Women’s health advocates sharply criticized a last minute Bush administration rule that allows health care providers to deny health care information and services to women. The new rule allows doctors, nurses, pharmacists and technicians to refuse to provide women with information about or access to birth control, abortions, or other medical services based on ideological opposition.

“This midnight regulation,’ said Planned Parenthood President Cecile Richards, ‘undermines this country’s fragile health care system as well as patients’ access to health care information and services.”

Richards added that she hoped the incoming administration would do more to protect women’s health. “We look forward to working with President-elect Obama and leaders in Congress to repeal this disastrous rule and expand patients’ access to full health care information and services — not limit it,” she stated.

According to Planned Parenthood’s estimates, the new rule will restrict health care access at nearly 600,000 health care facilities.

In addition to the specific problems linked to reproductive rights, Planned Parenthood also argued that the rule will worsen an already broken health care system. ‘With more than 45 million Americans currently uninsured, this is no time to make access to health care even more difficult,’ a press statement from the organization noted.

“We are shocked that the Bush administration chose to finalize its midnight regulation and to take this parting shot at women’s health and ignore patients’ rights to receive the critical health care services and information they deserve,” said Richards. “From day one, this administration has made ideology and politics a priority over patients’ rights and needs, and this regulation is no different.”

Following the announcement by the Department of Health and Human Services earlier this year to implement the rule, some 200,000 people, elected officials, medical organizations, and health care advocacy and religious organizations submitted comments opposing the misguided rule.
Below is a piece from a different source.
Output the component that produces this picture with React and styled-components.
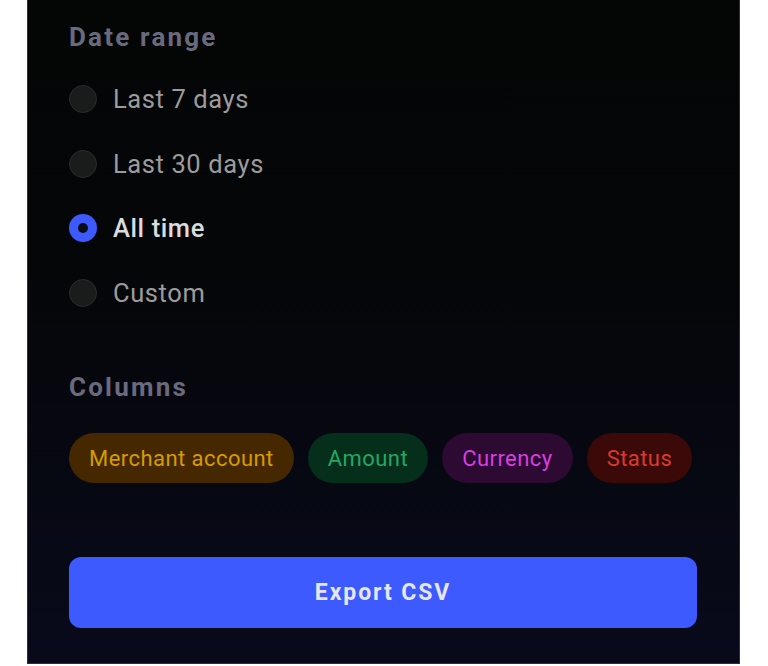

The new rule fails to provide protections for women patients from discriminatory behavior by health care providers who might be motivated by political bias rather than the medical needs of patients and patrons, the women’s health advocacy organization stated.

In addition to a massive protest from a broad section of the public, the U.S. Equal Employment Opportunity Commission (EEOC) Legal Counsel and the commissioners submitted letters of opposition to this rule, saying it overlaps with existing law, that it is potentially confusing to the regulated community, and that it will impose a burden on covered employers, particularly small employers.